It was on one of those TV shows that tried to be ‘really hip’ back in the 1970s, yet some how still seemed like a typical TV musical variety show, just aimed at a younger audience. This show would do little vignettes of comedy between popular music acts of the day. The guest host was always drawn from the ‘who’s hot right now’ list of celebrities who the network hoped would draw in the younger demographic. The guest host of this particular installment was Keith Moon, drummer for one of the biggest bands around, The Who. I can’t remember anybody else who appeared on this particular show, but I remember two things very clearly about Moon’s appearance. My first thought was, “How often does a drummer become famous enough to host a nationally broadcast TV show without the rest of his band taking part?” Moon’s propensity for zany antics was well known so my second thought was, “I wonder if he will be able to be funny enough for a network TV show?” Such was Moon’s fame at the time. Yes, he was able to spin his time with The Who into off shoot appearances like this but sadly, no, he wasn’t able to be particularly funny on TV. Doing ‘zany things’ that might be funny in some contexts was Moon’s fortay. Putting him in front of a TV camera hoping he would (do something zany) did not guarantee that he would actually be ‘funny’. As my father reminded me from time to time, “Being a smart aleck isn’t the same as being funny.”

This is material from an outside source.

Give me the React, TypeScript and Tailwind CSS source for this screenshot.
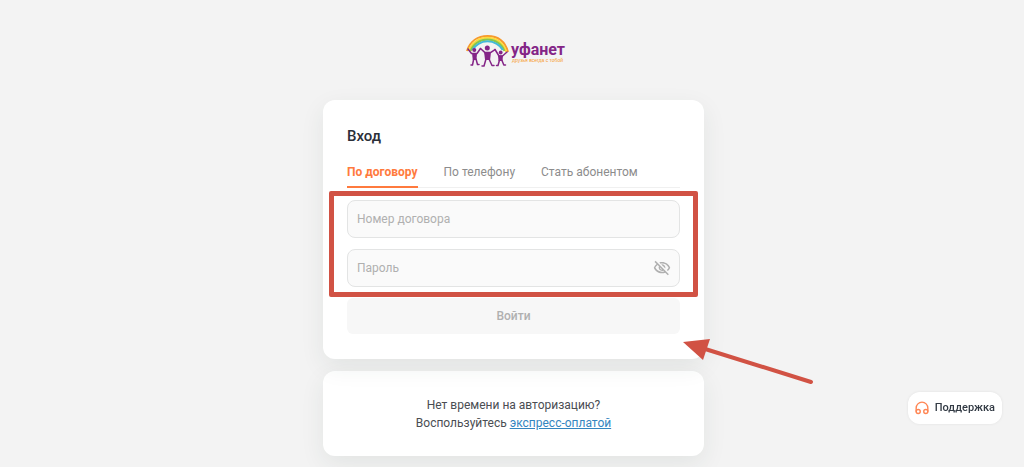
import { useState } from "react";
import clsx from "clsx";

const tabs = ["По договору", "По телефону", "Стать абонентом"];

function Logo() {
  return (
    <a href="#" aria-label="Уфанет" className="flex w-24 shrink-0">
      <svg viewBox="0 0 96 34" className="h-[34px] w-24 overflow-visible">
        <g fill="none" strokeWidth="2">
          <path d="M1 17C4 7 12 2 21.500 2S39 7 42 18" stroke="#f79a2c" />
          <path d="M2.800 17C5.500 8.500 13 3.800 21.500 3.800S37.500 8.500 40.200 18" stroke="#fddb3a" />
          <path d="M4.600 17C7 10 14 5.600 21.500 5.600S36 10 38.400 17" stroke="#8ac64a" />
          <path d="M6.400 16C9 11 15 7.300 21.500 7.300S34.500 11 36.800 16" stroke="#43b9d8" />
        </g>
        <g fill="#842587">
          <circle cx="8.300" cy="16" r="2" />
          <circle cx="21.300" cy="14" r="2.500" />
          <circle cx="34.700" cy="18.500" r="1.900" />
          <path d="M6 19h5l-.5 7H6.800z" />
          <path d="M18 18h7l-.9 8h-5z" />
          <path d="M32 21.500h5l-.5 5.500h-4z" />
        </g>
        <g fill="none" stroke="#842587" strokeWidth="1.500" strokeLinecap="round" strokeLinejoin="round">
          <path d="M2 15l3.500 4.500H11l3.500-5" />
          <path d="M7.700 25L6.500 31H5M10 25l1.500 5.500H13" />
          <path d="M14.500 14.500L19 18.600h5.500l4.500-3" />
          <path d="M20 25l-2 7h-2M23 25l3 6.500h2" />
          <path d="M29 15.500l4 6.500h3.500l4.500-4" />
          <path d="M33.500 26L32 31.500h-1.500M35.800 26l2 5H39.500" />
        </g>
        <text x="45" y="21" fontSize="16" fontWeight="700" fill="#842587" fontFamily="Roboto, sans-serif">
          уфанет
        </text>
        <text x="46" y="28" fontSize="5" fill="#f79a2c" fontFamily="'Liberation Sans', sans-serif">
          друзья всегда с тобой
        </text>
      </svg>
    </a>
  );
}

function EyeOffIcon() {
  return (
    <svg viewBox="0 0 24 24" className="size-[18px]" fill="currentColor">
      <path d="M12 6c3.790 0 7.170 2.130 8.820 5.500-.59 1.220-1.420 2.270-2.410 3.120l1.410 1.410c1.390-1.230 2.490-2.770 3.180-4.530C21.270 7.110 17 4 12 4c-1.270 0-2.490.2-3.640.57l1.650 1.650C10.660 6.090 11.320 6 12 6zm-1.070 1.140L13 9.210c.57.25 1.030.71 1.280 1.280l2.070 2.070c.08-.34.14-.7.14-1.070C16.500 9.010 14.480 7 12 7c-.37 0-.72.05-1.070.14zM2.010 3.870l2.680 2.680C3.060 7.830 1.770 9.530 1 11.500 2.730 15.890 7 19 12 19c1.520 0 2.980-.29 4.320-.82l3.420 3.420 1.410-1.410L3.420 2.450 2.010 3.870zm7.500 7.500l2.610 2.610c-.04.01-.08.02-.12.02-1.380 0-2.500-1.120-2.500-2.500 0-.05.01-.08.01-.13zm-3.400-3.400l1.750 1.750c-.23.55-.36 1.150-.36 1.780 0 2.480 2.020 4.500 4.500 4.500.63 0 1.230-.13 1.770-.36l.98.98c-.88.24-1.800.38-2.750.38-3.790 0-7.170-2.130-8.820-5.500.7-1.430 1.720-2.610 2.930-3.530z" />
    </svg>
  );
}

function SupportButton() {
  return (
    <button
      type="button"
      className="fixed right-[22px] bottom-[43px] flex h-8 items-center gap-1.5 rounded-xl bg-white px-[7px] text-[11px] font-medium text-[#333b45] shadow-[0_0_3px_rgba(0,0,0,0.08)]"
    >
      <svg viewBox="0 0 24 24" className="size-3.5" fill="none" stroke="#ff8654" strokeWidth="2.400" strokeLinecap="round" strokeLinejoin="round">
        <path d="M2 17.500V12a10 10 0 0 1 20 0v5.500" />
        <circle cx="5.500" cy="18" r="3.500" />
        <circle cx="18.500" cy="18" r="3.500" />
      </svg>
      Поддержка
    </button>
  );
}

export default function App() {
  const [activeTab, setActiveTab] = useState(0);
  const [showPassword, setShowPassword] = useState(false);

  return (
    <div className="min-h-screen bg-[#f3f3f3] font-['Roboto',sans-serif] text-xs">
      <main className="flex flex-col items-center pt-[34px] pb-2.5 pl-[3px]">
        <Logo />

        <section className="relative mt-8 w-full max-w-[381px] rounded-xl bg-white px-6 pt-6 pb-[25px] shadow-[0_8px_24px_rgba(40,60,50,0.08)]">
          <h1 className="text-[15px] leading-6 font-medium text-[#2b2f38]">Вход</h1>

          <div role="tablist" className="mt-3 flex gap-[26px] border-b border-[#f0f0f0]">
            {tabs.map((tab, index) => (
              <button
                key={tab}
                type="button"
                role="tab"
                aria-selected={index === activeTab}
                onClick={() => setActiveTab(index)}
                className={clsx(
                  "-mb-px h-7 border-b-2 pb-0.5",
                  index === activeTab
                    ? "border-b-[#ff7a3d] font-bold text-[#ff7a3d]"
                    : "border-b-transparent text-[#8c8c8c]"
                )}
              >
                {tab}
              </button>
            ))}
          </div>

          <form className="mt-3" onSubmit={(e) => e.preventDefault()}>
            <div className="relative flex flex-col gap-[11px]">
              <input
                type="text"
                aria-label="Номер договора"
                placeholder="Номер договора"
                className="h-[38px] w-full rounded-lg border border-[#e3e4e4] bg-[#fafafa] px-[9px] placeholder:text-[#b0b0b0]"
              />
              <div className="relative flex">
                <input
                  type={showPassword ? "text" : "password"}
                  aria-label="Пароль"
                  placeholder="Пароль"
                  className="h-[38px] w-full rounded-lg border border-[#e3e4e4] bg-[#fafafa] pr-9 pl-[9px] placeholder:text-[#b0b0b0]"
                />
                <button
                  type="button"
                  aria-label="Показать пароль"
                  onClick={() => setShowPassword(!showPassword)}
                  className="absolute inset-y-0 right-[9px] text-[#b0b0b0]"
                >
                  <EyeOffIcon />
                </button>
              </div>
              {/* highlight around the credentials */}
              <div className="pointer-events-none absolute -inset-x-[18px] -top-[9px] -bottom-2.5 rounded-xs border-5 border-[#d15244]" />
            </div>

            <button type="submit" className="mt-[11px] h-9 w-full rounded-md bg-[#f7f7f7] font-medium text-[#b0b0b0]">
              Войти
            </button>
          </form>

          {/* arrow pointing at the form */}
          <svg viewBox="0 0 132 48" className="pointer-events-none absolute -right-[110px] -bottom-7 z-10 h-12 w-[132px]">
            <path d="M20 9L129 43" stroke="#d15244" strokeWidth="4" strokeLinecap="round" />
            <path d="M1 3L28 0L21 21Z" fill="#d15244" />
          </svg>
        </section>

        <section className="mt-3 w-full max-w-[381px] rounded-xl bg-white px-6 pt-[25px] pb-6 text-center leading-[18px] text-[#4a4d52] shadow-[0_8px_24px_rgba(40,60,50,0.08)]">
          <p>Нет времени на авторизацию?</p>
          <p>
            Воспользуйтесь{" "}
            <a href="#" className="text-[#3485bf] underline">
              экспресс-оплатой
            </a>
          </p>
        </section>
      </main>

      <SupportButton />
    </div>
  );
}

On this occasion, I felt embarrassed for Keith Moon as the concept of ‘zany equals funny’ dissolved before our very eyes. Atypically (for most flashy drummers), Moon always said he hated drum solos, yet on this show, he sat behind his clear acrylic drum kit (it had been made exclusively for TV appearances) and played a solo. Luckily he avoided hitting the floor tom that had live goldfish swimming about inside it (which enraged pet lovers everywhere – imagine how they would have reacted had he actually hit the fish tank drum! Knowing Moon, if they had told him not to, he probably would have). Ironically, it didn’t matter to Keith Moon because looking back at his tragically short life now, we can see that Keith Moon was completely immune to embarrassment and loved nothing more than to be the center of attention. We can’t ignore that Moon’s frenetic lifestyle would do him in much too young, but in this case, we will focus on how he became a famous drummer in the first place.

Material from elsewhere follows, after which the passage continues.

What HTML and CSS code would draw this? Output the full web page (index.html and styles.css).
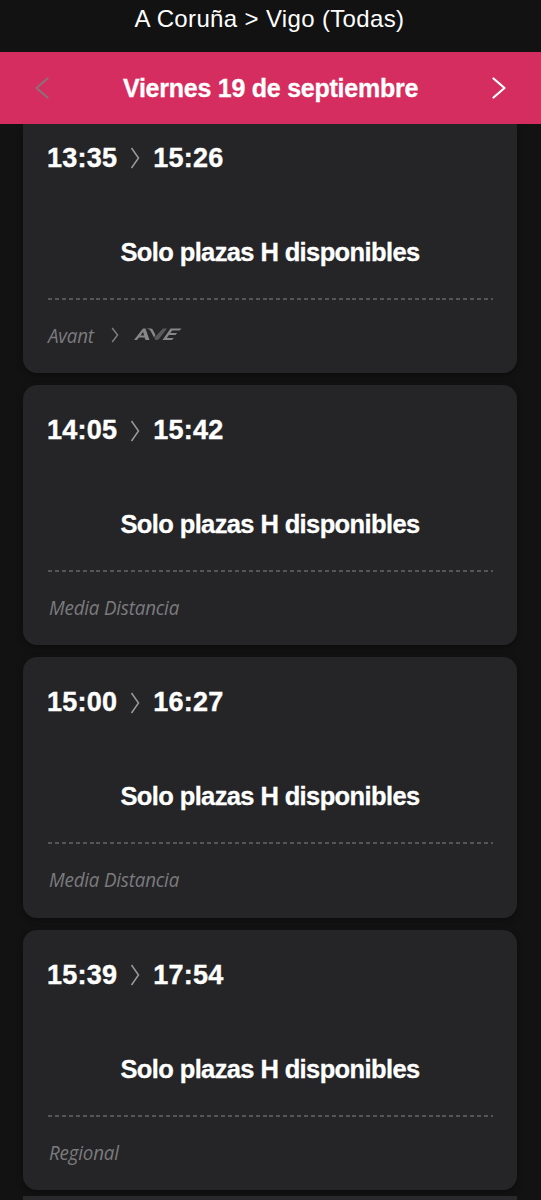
FILE: index.html
```html
<!DOCTYPE html>
<html lang="es">
  <head>
    <meta charset="UTF-8" />
    <meta name="viewport" content="width=device-width, initial-scale=1.0" />
    <title>A Coruña > Vigo (Todas)</title>
    <link rel="stylesheet" href="styles.css">
  </head>
  <body>
    <header class="route">A Coruña &gt; Vigo (Todas)</header>

    <!-- Selector de fecha -->
    <nav class="date-bar">
      <svg class="nav-arrow disabled" viewBox="0 0 16 22"><path d="M13.5 1.5 2.5 11l11 9.5" /></svg>
      <h1 class="date">Viernes 19 de septiembre</h1>
      <svg class="nav-arrow" viewBox="0 0 16 22"><path d="M2.5 1.5 13.5 11l-11 9.5" /></svg>
    </nav>

    <!-- Lista de trenes -->
    <main class="trains">
      <article class="card">
        <div class="times">
          <span class="time">13:35</span>
          <svg class="chevron" viewBox="0 0 10 22"><path d="M1.5 1 8.5 11l-7 10" /></svg>
          <span class="time">15:26</span>
        </div>
        <p class="message">Solo plazas H disponibles</p>
        <div class="divider"></div>
        <div class="service">
          <span class="service-name avant">Avant</span>
          <svg class="service-chevron" viewBox="0 0 8 16"><path d="M1.2 1 6.6 8l-5.4 7" /></svg>
          <svg class="ave" viewBox="0 0 48 13">
            <path d="M0 12 9 .5h2.500L15.500 12h-4l-.9-2.500H5L3 12zM6.500 7.500h3.500L9.200 3.800z" />
            <path d="M12.500.5h3.500c1.800 0 2.500.6 3.200 1.900L21.500 7 20 9.500 17 3.800C16 1.800 15 .9 12.500.5z" />
            <path class="ave-dark" d="M29 .5h4L25 11q-.8 1-2 1h-1.500L20.300 9.800z" />
            <path d="M36.500.5H47.500l-2 2h-7.300l-1.800 2.500h6.700l-1.600 2h-6.600L32.800 10h7L38 12h-9.500z" />
          </svg>
        </div>
      </article>

      <article class="card">
        <div class="times">
          <span class="time">14:05</span>
          <svg class="chevron" viewBox="0 0 10 22"><path d="M1.5 1 8.5 11l-7 10" /></svg>
          <span class="time">15:42</span>
        </div>
        <p class="message">Solo plazas H disponibles</p>
        <div class="divider"></div>
        <div class="service"><span class="service-name">Media Distancia</span></div>
      </article>

      <article class="card">
        <div class="times">
          <span class="time">15:00</span>
          <svg class="chevron" viewBox="0 0 10 22"><path d="M1.5 1 8.5 11l-7 10" /></svg>
          <span class="time">16:27</span>
        </div>
        <p class="message">Solo plazas H disponibles</p>
        <div class="divider"></div>
        <div class="service"><span class="service-name">Media Distancia</span></div>
      </article>

      <article class="card">
        <div class="times">
          <span class="time">15:39</span>
          <svg class="chevron" viewBox="0 0 10 22"><path d="M1.5 1 8.5 11l-7 10" /></svg>
          <span class="time">17:54</span>
        </div>
        <p class="message">Solo plazas H disponibles</p>
        <div class="divider"></div>
        <div class="service"><span class="service-name">Regional</span></div>
      </article>

      <div class="next-card"></div>
    </main>
  </body>
</html>
```
FILE: styles.css
```css
* {
  box-sizing: border-box;
}

body {
  display: flex;
  flex-direction: column;
  height: 1200px;
  margin: 0;
  overflow: hidden;
  background: #121212;
  color: #fff;
  font-family: "Liberation Sans", Arial, sans-serif;
}

/* Cabecera */
.route {
  height: 52px;
  flex: none;
  padding: 5px 2px 0 0;
  text-align: center;
  font-size: 24px;
  line-height: 28px;
  letter-spacing: 0.35px;
}

.date-bar {
  display: flex;
  flex: none;
  align-items: center;
  justify-content: space-between;
  height: 72px;
  padding: 0 34px;
  background: #d62d60;
}

.date {
  margin: 0;
  font-size: 25px;
  line-height: 30px;
  letter-spacing: -0.25px;
  white-space: nowrap;
  -webkit-text-stroke: 0.3px #fff;
}

.nav-arrow {
  width: 16px;
  height: 22px;
  fill: none;
  stroke: #fff;
  stroke-width: 2.2;
  stroke-linecap: round;
  stroke-linejoin: round;
}

.nav-arrow.disabled {
  stroke: #8c6f79;
}

/* Tarjetas */
.trains {
  display: flex;
  flex: 1;
  flex-direction: column;
  gap: 12px;
  min-height: 0;
  padding: 0 24px 0 23px;
  overflow: hidden;
}

.card {
  flex: none;
  height: 260.4px;
  padding: 31.5px 24px 0;
  border-radius: 14px;
  background: #252527;
  box-shadow: 0 2px 6px rgba(0, 0, 0, 0.35);
}

.card:first-child {
  height: 249px;
  padding-top: 20px;
  border-radius: 0 0 14px 14px;
}

.times {
  display: flex;
  align-items: center;
  gap: 13px;
  height: 28px;
  font-size: 27px;
  font-weight: bold;
  letter-spacing: 0.25px;
  -webkit-text-stroke: 0.4px #fff;
}

.chevron {
  width: 10px;
  height: 22px;
  fill: none;
  stroke: #9a9a9c;
  stroke-width: 1.5;
}

.message {
  margin: 63.5px 0 0;
  text-align: center;
  font-size: 25.5px;
  font-weight: bold;
  line-height: 32px;
  letter-spacing: -0.62px;
  white-space: nowrap;
  -webkit-text-stroke: 0.3px #fff;
}

.divider {
  height: 2px;
  margin: 30px 0 0 1px;
  background: repeating-linear-gradient(to right, #555557 0 4px, transparent 4px 6.92px);
}

.service {
  display: flex;
  align-items: center;
  height: 30px;
  margin-top: 20px;
  padding-left: 2px;
}

.service-name {
  color: #7b7b7d;
  font-family: "Open Sans", "Noto Sans", sans-serif;
  font-size: 18.8px;
  font-style: italic;
  line-height: 30px;
  letter-spacing: -0.2px;
  transform: scaleY(1.08);
}

.avant {
  margin-left: -1px;
}

.service-chevron {
  width: 8px;
  height: 16px;
  margin-left: 17px;
  fill: none;
  stroke: #808082;
  stroke-width: 1.4;
}

.ave {
  width: 48px;
  height: 13px;
  margin-left: 15px;
  fill: #87878a;
}

.ave-dark {
  fill: #59595b;
}

/* Asoma la siguiente tarjeta */
.next-card {
  flex: none;
  height: 4px;
  margin-top: -6px;
  background: #29292b;
}
```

Keith Moon’s parents were as sane and normal as one could expect people who survived the deprivations of World War II England to be. His father was a farmer, and as such could have sat out the war at home as farming was considered an ‘essential occupation’. Alf Moon would have none of this (“the coward’s way out,” he called it). He did not particularly like farming anyway and wanted to experience city life. When little Keith graced Alf and Kit with his presence after the war, he was an energetic boy who loved nothing more than to sit by the wind up Victorola spinning 78s. Knowing what a live-wire he could be, his parents were always surprised when his school teachers deemed him a ‘wonderful boy’. When he was involved in school performances, it was obvious to all that he loved the attention, but there were limits to what school could do for Keith. A school chum of his recalled Keith’s attitude toward school was, “I go to school and if I don’t learn anything, who gives a toss anyway?” Perhaps it was his ability to charm everyone around him, even when he was making mischief at school, that would later give him carte blanche to behave in such an outrageous manner with no apologies offered.
When it came time for Keith to sit for his 11+ exams, fate seemed to stack up against him on all fronts. The 11+ was an educational fork in the road that in the English school system of the 1950s would determine if one would ascend to Grammar School (which might lead to a white collar career in his future) or to the Secondary Modern School (seen by most as a dumping ground for those destined to occupy the lower rungs of the workforce ladder). Sidney Poirtier’s film, To Sir With Love, was a cinematic peek at life in an urban Secondary Modern School. Because his birth date fell nine days short of the cut off point, Keith took the 11+ exam when he was on the young side by nearly a full year. His apathetic approach to school coupled with his young age all but guaranteed he would fail the 11+ and be shunted to Secondary school. Though he was grouped with the ‘A class’ (those students deemed to be of keen mind and likely able to succeed in school), he struggled to keep up. Moon had always had a short attention span and to compensate he became the quip spouting class clown. He continued listening to music on the wind up record player and to the Goons comedy acts on the radio (an activity the whole family shared). He further cemented his reputation as a cut up around school by replicating the Goons material word for word. Being young and somewhat small in stature, Keith found a way to avoid being bullied by making the tough kids in school laugh, but he could also punch his way out of trouble if he had to.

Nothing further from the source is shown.